The commercialisation of craft
Craft spirits, so-called and authentic, are now ubiquitous. Hamish Smith discusses what this means for the term – and what the term actually means
We live in a time when the augmented form has become the norm. When the cheapest fuel at the petrol station is premium and when you can’t find a boozer that isn’t a gastro-pub. The same is true of the spirits industry, where ‘handcrafted’ (and all its derivatives) has become perfectly ordinary.
Just as ‘deluxe’ is old fashioned and bling super-premiums now seem passé, craft descriptors – at least if they continue to be commercialised to within an inch of their definitions – will one day soon have their day.
Craft spirits started with worthy intentions. Legitimately small-scale businesses (let’s just say those that count in bottles not 9-litre cases) distilling spirits themselves. Handcrafted was not factory-automated, it was approximate rather than consistent, and sometimes it wasn’t very good. But it was, nonetheless, what the average person might reasonably expect from the description.
In the slipstream of craft beer, craft spirits had a ready market. Consumers understood the pitch (‘support the local little guys; it’s about passion not profits’) – indeed it became a lifestyle choice, a badge of discerning consuming. With craft beer’s rise in the US acting as semaphore, big business couldn’t ignore the signals. Marketing departments likely clasped for the dictionary – as we all have – and thought: “Our business makes things with skill.”
Indeed, many big brands’ distilling knowhow goes back centuries – their execution of distillation precise and consistent. But handcrafted? Well, control panels need hands. Justifying the small-scale connotation of craft is slightly more tricky. A million-plus case brand can’t disguise its size. Cue small-batch limited editions – but from the same mega-distillery that created the millions of cases of standard spirit (or should that be premium?).
Did you know about ‘the craft of Bacardi and the ‘craftsmanship’ of Bombay Sapphire? That Absolut vodka is “crafted with Swedish winter wheat”? Well it’s just a Google search away. None claim to be craft spirits per se, but the inference is there. In the US, Jim Beam and Maker’s Mark recently won lawsuits in which it was alleged the marketing of their whiskies as handcrafted and handmade respectively is misleading. And Tito’s Handmade Vodka has faced ever-rumbling litigation, with courts discussing the type of still and its mechanisation as indicators of handmade. Tito’s has so far been successful in court but ‘small-batch’ has now been examined in the latest round of federal hearings.
In the US there are also guidelines as to craft.
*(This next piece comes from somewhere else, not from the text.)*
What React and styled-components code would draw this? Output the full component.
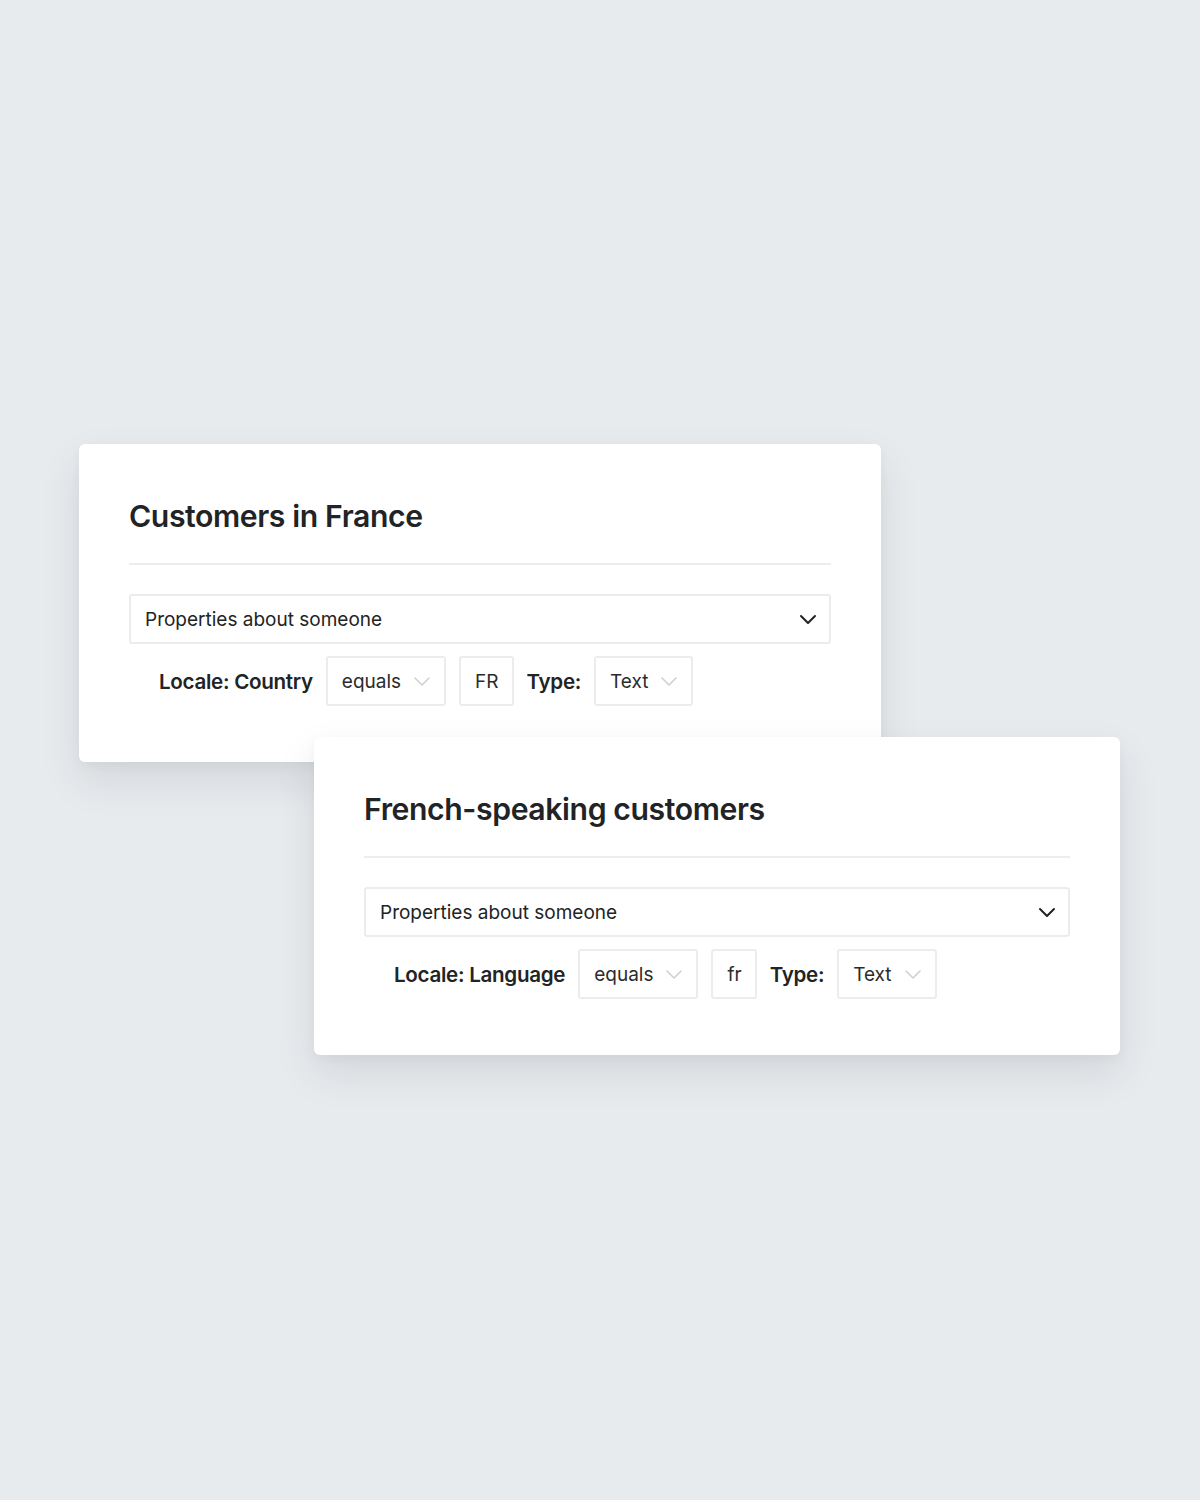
import React from "react";
import styled, { createGlobalStyle } from "styled-components";

const Global = createGlobalStyle`
  html, body { margin: 0; padding: 0; }
  body {
    background: #e8ebee;
    font-family: Inter, "Noto Sans", sans-serif;
    color: #222324;
  }
`;

const Page = styled.div`
  width: 1200px;
  height: 1500px;
  box-sizing: border-box;
  padding-top: 444px;
  display: flex;
  flex-direction: column;
`;

const Card = styled.section`
  position: relative;
  z-index: ${(p) => p.$z};
  box-sizing: border-box;
  width: ${(p) => p.$w}px;
  margin-left: ${(p) => p.$left}px;
  margin-top: ${(p) => p.$top || 0}px;
  background: #fff;
  border-radius: 6px;
  padding: 50px 50px 56px;
  box-shadow: 0 18px 40px rgba(30, 40, 50, 0.10), 0 4px 10px rgba(30, 40, 50, 0.04);
`;

const Title = styled.h2`
  margin: 0;
  font-size: 30.2px;
  line-height: 44px;
  font-weight: 600;
  letter-spacing: -0.4px;
  padding-bottom: 25px;
  border-bottom: 2px solid #eceded;
`;

const Select = styled.div`
  margin-top: 29px;
  height: 50px;
  box-sizing: border-box;
  border: 2px solid #ececec;
  border-radius: 3px;
  display: flex;
  align-items: center;
  justify-content: space-between;
  padding: 0 12px 0 14px;
  font-size: 19px;
`;

const Row = styled.div`
  margin-top: 12px;
  padding-left: 30px;
  display: flex;
  align-items: center;
  gap: 13px;
`;

const Label = styled.span`
  font-size: 20.6px;
  font-weight: 600;
  letter-spacing: -0.3px;
`;

const Box = styled.div`
  height: 50px;
  box-sizing: border-box;
  border: 2px solid #ececec;
  border-radius: 3px;
  display: flex;
  align-items: center;
  gap: 12px;
  padding: 0 13px 0 14px;
  font-size: 19px;
  color: #2a2b2c;
`;

const Chevron = ({ color = "#222", w = 2 }) => (
  <svg width="18" height="12" viewBox="0 0 18 12" fill="none">
    <path d="M2 3 L9 10 L16 3" stroke={color} strokeWidth={w} strokeLinecap="round" strokeLinejoin="round" />
  </svg>
);

const SmallChevron = () => <Chevron color="#cfd0d2" w={1.6} />;

const Filter = ({ title, label, value, width, left, top, z }) => (
  <Card $w={width} $left={left} $top={top} $z={z}>
    <Title>{title}</Title>
    <Select>
      <span>Properties about someone</span>
      <Chevron />
    </Select>
    <Row>
      <Label>{label}</Label>
      <Box>
        equals <SmallChevron />
      </Box>
      <Box>{value}</Box>
      <Label>Type:</Label>
      <Box>
        Text <SmallChevron />
      </Box>
    </Row>
  </Card>
);

export default function App() {
  return (
    <>
      <Global />
      <Page>
        <Filter title="Customers in France" label="Locale: Country" value="FR" width={802} left={79} z={1} />
        <Filter title="French-speaking customers" label="Locale: Language" value="fr" width={806} left={314} top={-25} z={2} />
      </Page>
    </>
  );
}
According to the American Distilling Institute ‘certified craft spirits’ are “products of an independently-owned distillery with maximum annual sales of 52,000 cases where the product is physically distilled and bottled on-site”. The ADI adds that no more than 25% of the company can be owned by a party who is not the distiller and, to further paraphrase, there must be “hands-on production” and the label must say who it is distilled by.